╭──
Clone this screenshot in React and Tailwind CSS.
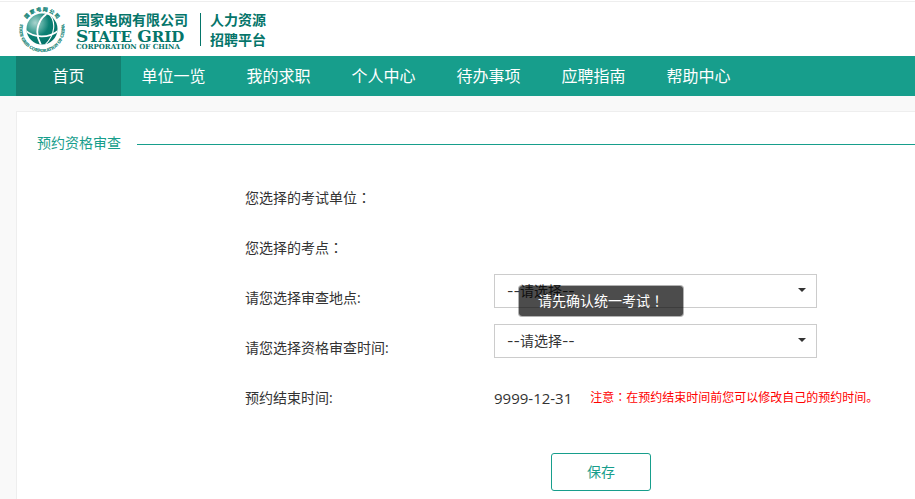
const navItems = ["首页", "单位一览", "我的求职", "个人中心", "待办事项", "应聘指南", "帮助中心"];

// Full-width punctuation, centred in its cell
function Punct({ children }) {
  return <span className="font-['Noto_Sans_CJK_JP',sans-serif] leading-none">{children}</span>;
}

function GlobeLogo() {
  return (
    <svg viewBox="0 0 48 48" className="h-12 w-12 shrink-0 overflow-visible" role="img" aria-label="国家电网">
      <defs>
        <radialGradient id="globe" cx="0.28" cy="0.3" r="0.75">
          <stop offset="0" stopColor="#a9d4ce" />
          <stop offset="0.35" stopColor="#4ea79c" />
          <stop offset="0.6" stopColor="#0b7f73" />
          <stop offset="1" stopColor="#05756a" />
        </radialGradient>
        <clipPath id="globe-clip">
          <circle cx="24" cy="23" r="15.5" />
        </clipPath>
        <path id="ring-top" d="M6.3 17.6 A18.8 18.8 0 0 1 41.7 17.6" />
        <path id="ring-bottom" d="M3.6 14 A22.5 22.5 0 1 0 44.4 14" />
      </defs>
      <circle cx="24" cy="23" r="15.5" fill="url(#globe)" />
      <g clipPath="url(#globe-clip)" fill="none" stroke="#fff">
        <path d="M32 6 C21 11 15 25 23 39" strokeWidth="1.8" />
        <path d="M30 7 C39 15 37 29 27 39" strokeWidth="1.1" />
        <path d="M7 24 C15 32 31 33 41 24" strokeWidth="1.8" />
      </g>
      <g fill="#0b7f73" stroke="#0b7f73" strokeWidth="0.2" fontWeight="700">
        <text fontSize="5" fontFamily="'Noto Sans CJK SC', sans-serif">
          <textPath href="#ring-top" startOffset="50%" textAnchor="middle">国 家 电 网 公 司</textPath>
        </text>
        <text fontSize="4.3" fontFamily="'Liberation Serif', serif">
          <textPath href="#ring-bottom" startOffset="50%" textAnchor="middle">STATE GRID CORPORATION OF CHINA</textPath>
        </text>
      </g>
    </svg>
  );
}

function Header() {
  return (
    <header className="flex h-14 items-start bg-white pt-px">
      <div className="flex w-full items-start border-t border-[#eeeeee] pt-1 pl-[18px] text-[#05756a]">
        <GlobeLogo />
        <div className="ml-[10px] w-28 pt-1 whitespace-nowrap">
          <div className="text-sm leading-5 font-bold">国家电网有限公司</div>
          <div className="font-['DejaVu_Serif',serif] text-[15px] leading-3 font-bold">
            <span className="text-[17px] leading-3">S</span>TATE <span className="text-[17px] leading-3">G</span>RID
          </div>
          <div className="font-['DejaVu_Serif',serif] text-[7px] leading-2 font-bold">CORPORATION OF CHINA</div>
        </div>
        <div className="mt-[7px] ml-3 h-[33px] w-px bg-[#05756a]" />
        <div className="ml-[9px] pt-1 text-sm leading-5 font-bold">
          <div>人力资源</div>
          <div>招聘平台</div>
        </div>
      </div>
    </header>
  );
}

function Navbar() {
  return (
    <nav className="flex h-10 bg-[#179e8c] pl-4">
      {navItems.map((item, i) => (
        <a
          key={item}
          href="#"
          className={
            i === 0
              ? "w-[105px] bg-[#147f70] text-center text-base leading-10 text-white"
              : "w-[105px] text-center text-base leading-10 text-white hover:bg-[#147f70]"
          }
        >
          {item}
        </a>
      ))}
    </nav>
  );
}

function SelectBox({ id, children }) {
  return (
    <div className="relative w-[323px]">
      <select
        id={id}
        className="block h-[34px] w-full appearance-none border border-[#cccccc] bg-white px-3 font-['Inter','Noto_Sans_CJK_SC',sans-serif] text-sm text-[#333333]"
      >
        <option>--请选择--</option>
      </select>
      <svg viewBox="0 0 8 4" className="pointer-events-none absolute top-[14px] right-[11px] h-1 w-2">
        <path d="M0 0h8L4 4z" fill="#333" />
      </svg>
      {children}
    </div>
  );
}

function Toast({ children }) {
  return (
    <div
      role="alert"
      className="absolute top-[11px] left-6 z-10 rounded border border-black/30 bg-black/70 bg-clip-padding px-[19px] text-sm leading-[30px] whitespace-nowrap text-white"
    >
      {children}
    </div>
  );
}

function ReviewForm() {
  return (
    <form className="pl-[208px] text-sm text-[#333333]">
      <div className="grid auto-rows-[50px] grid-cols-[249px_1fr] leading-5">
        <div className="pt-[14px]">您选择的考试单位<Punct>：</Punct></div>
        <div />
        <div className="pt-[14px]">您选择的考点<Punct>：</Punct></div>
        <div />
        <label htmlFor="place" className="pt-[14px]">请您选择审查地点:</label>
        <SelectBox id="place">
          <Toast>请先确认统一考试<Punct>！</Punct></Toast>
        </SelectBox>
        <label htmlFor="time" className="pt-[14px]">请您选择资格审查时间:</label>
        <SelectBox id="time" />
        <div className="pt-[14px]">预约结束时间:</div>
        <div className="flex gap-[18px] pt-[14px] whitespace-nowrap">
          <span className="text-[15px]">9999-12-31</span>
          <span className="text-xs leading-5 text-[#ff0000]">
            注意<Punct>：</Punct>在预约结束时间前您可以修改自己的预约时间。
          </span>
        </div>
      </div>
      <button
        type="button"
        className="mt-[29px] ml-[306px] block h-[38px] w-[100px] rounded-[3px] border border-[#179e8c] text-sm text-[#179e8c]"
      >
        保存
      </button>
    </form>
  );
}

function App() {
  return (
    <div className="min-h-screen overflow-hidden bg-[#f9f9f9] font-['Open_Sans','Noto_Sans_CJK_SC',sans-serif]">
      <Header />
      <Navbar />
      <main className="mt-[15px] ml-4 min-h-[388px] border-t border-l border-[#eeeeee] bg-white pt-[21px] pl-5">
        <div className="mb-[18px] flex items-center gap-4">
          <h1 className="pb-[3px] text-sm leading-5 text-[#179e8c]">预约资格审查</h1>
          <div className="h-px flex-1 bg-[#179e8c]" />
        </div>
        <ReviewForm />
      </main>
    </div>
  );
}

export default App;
╰──
## Problem to work on
Reproduce the data above in full, exactly as it is, with the pictures left out.

## Written solution
Clone this screenshot in React and Tailwind CSS.
const navItems = ["首页", "单位一览", "我的求职", "个人中心", "待办事项", "应聘指南", "帮助中心"];

// Full-width punctuation, centred in its cell
function Punct({ children }) {
  return <span className="font-['Noto_Sans_CJK_JP',sans-serif] leading-none">{children}</span>;
}

function GlobeLogo() {
  return (
    <svg viewBox="0 0 48 48" className="h-12 w-12 shrink-0 overflow-visible" role="img" aria-label="国家电网">
      <defs>
        <radialGradient id="globe" cx="0.28" cy="0.3" r="0.75">
          <stop offset="0" stopColor="#a9d4ce" />
          <stop offset="0.35" stopColor="#4ea79c" />
          <stop offset="0.6" stopColor="#0b7f73" />
          <stop offset="1" stopColor="#05756a" />
        </radialGradient>
        <clipPath id="globe-clip">
          <circle cx="24" cy="23" r="15.5" />
        </clipPath>
        <path id="ring-top" d="M6.3 17.6 A18.8 18.8 0 0 1 41.7 17.6" />
        <path id="ring-bottom" d="M3.6 14 A22.5 22.5 0 1 0 44.4 14" />
      </defs>
      <circle cx="24" cy="23" r="15.5" fill="url(#globe)" />
      <g clipPath="url(#globe-clip)" fill="none" stroke="#fff">
        <path d="M32 6 C21 11 15 25 23 39" strokeWidth="1.8" />
        <path d="M30 7 C39 15 37 29 27 39" strokeWidth="1.1" />
        <path d="M7 24 C15 32 31 33 41 24" strokeWidth="1.8" />
      </g>
      <g fill="#0b7f73" stroke="#0b7f73" strokeWidth="0.2" fontWeight="700">
        <text fontSize="5" fontFamily="'Noto Sans CJK SC', sans-serif">
          <textPath href="#ring-top" startOffset="50%" textAnchor="middle">国 家 电 网 公 司</textPath>
        </text>
        <text fontSize="4.3" fontFamily="'Liberation Serif', serif">
          <textPath href="#ring-bottom" startOffset="50%" textAnchor="middle">STATE GRID CORPORATION OF CHINA</textPath>
        </text>
      </g>
    </svg>
  );
}

function Header() {
  return (
    <header className="flex h-14 items-start bg-white pt-px">
      <div className="flex w-full items-start border-t border-[#eeeeee] pt-1 pl-[18px] text-[#05756a]">
        <GlobeLogo />
        <div className="ml-[10px] w-28 pt-1 whitespace-nowrap">
          <div className="text-sm leading-5 font-bold">国家电网有限公司</div>
          <div className="font-['DejaVu_Serif',serif] text-[15px] leading-3 font-bold">
            <span className="text-[17px] leading-3">S</span>TATE <span className="text-[17px] leading-3">G</span>RID
          </div>
          <div className="font-['DejaVu_Serif',serif] text-[7px] leading-2 font-bold">CORPORATION OF CHINA</div>
        </div>
        <div className="mt-[7px] ml-3 h-[33px] w-px bg-[#05756a]" />
        <div className="ml-[9px] pt-1 text-sm leading-5 font-bold">
          <div>人力资源</div>
          <div>招聘平台</div>
        </div>
      </div>
    </header>
  );
}

function Navbar() {
  return (
    <nav className="flex h-10 bg-[#179e8c] pl-4">
      {navItems.map((item, i) => (
        <a
          key={item}
          href="#"
          className={
            i === 0
              ? "w-[105px] bg-[#147f70] text-center text-base leading-10 text-white"
              : "w-[105px] text-center text-base leading-10 text-white hover:bg-[#147f70]"
          }
        >
          {item}
        </a>
      ))}
    </nav>
  );
}

function SelectBox({ id, children }) {
  return (
    <div className="relative w-[323px]">
      <select
        id={id}
        className="block h-[34px] w-full appearance-none border border-[#cccccc] bg-white px-3 font-['Inter','Noto_Sans_CJK_SC',sans-serif] text-sm text-[#333333]"
      >
        <option>--请选择--</option>
      </select>
      <svg viewBox="0 0 8 4" className="pointer-events-none absolute top-[14px] right-[11px] h-1 w-2">
        <path d="M0 0h8L4 4z" fill="#333" />
      </svg>
      {children}
    </div>
  );
}

function Toast({ children }) {
  return (
    <div
      role="alert"
      className="absolute top-[11px] left-6 z-10 rounded border border-black/30 bg-black/70 bg-clip-padding px-[19px] text-sm leading-[30px] whitespace-nowrap text-white"
    >
      {children}
    </div>
  );
}

function ReviewForm() {
  return (
    <form className="pl-[208px] text-sm text-[#333333]">
      <div className="grid auto-rows-[50px] grid-cols-[249px_1fr] leading-5">
        <div className="pt-[14px]">您选择的考试单位<Punct>：</Punct></div>
        <div />
        <div className="pt-[14px]">您选择的考点<Punct>：</Punct></div>
        <div />
        <label htmlFor="place" className="pt-[14px]">请您选择审查地点:</label>
        <SelectBox id="place">
          <Toast>请先确认统一考试<Punct>！</Punct></Toast>
        </SelectBox>
        <label htmlFor="time" className="pt-[14px]">请您选择资格审查时间:</label>
        <SelectBox id="time" />
        <div className="pt-[14px]">预约结束时间:</div>
        <div className="flex gap-[18px] pt-[14px] whitespace-nowrap">
          <span className="text-[15px]">9999-12-31</span>
          <span className="text-xs leading-5 text-[#ff0000]">
            注意<Punct>：</Punct>在预约结束时间前您可以修改自己的预约时间。
          </span>
        </div>
      </div>
      <button
        type="button"
        className="mt-[29px] ml-[306px] block h-[38px] w-[100px] rounded-[3px] border border-[#179e8c] text-sm text-[#179e8c]"
      >
        保存
      </button>
    </form>
  );
}

function App() {
  return (
    <div className="min-h-screen overflow-hidden bg-[#f9f9f9] font-['Open_Sans','Noto_Sans_CJK_SC',sans-serif]">
      <Header />
      <Navbar />
      <main className="mt-[15px] ml-4 min-h-[388px] border-t border-l border-[#eeeeee] bg-white pt-[21px] pl-5">
        <div className="mb-[18px] flex items-center gap-4">
          <h1 className="pb-[3px] text-sm leading-5 text-[#179e8c]">预约资格审查</h1>
          <div className="h-px flex-1 bg-[#179e8c]" />
        </div>
        <ReviewForm />
      </main>
    </div>
  );
}

export default App;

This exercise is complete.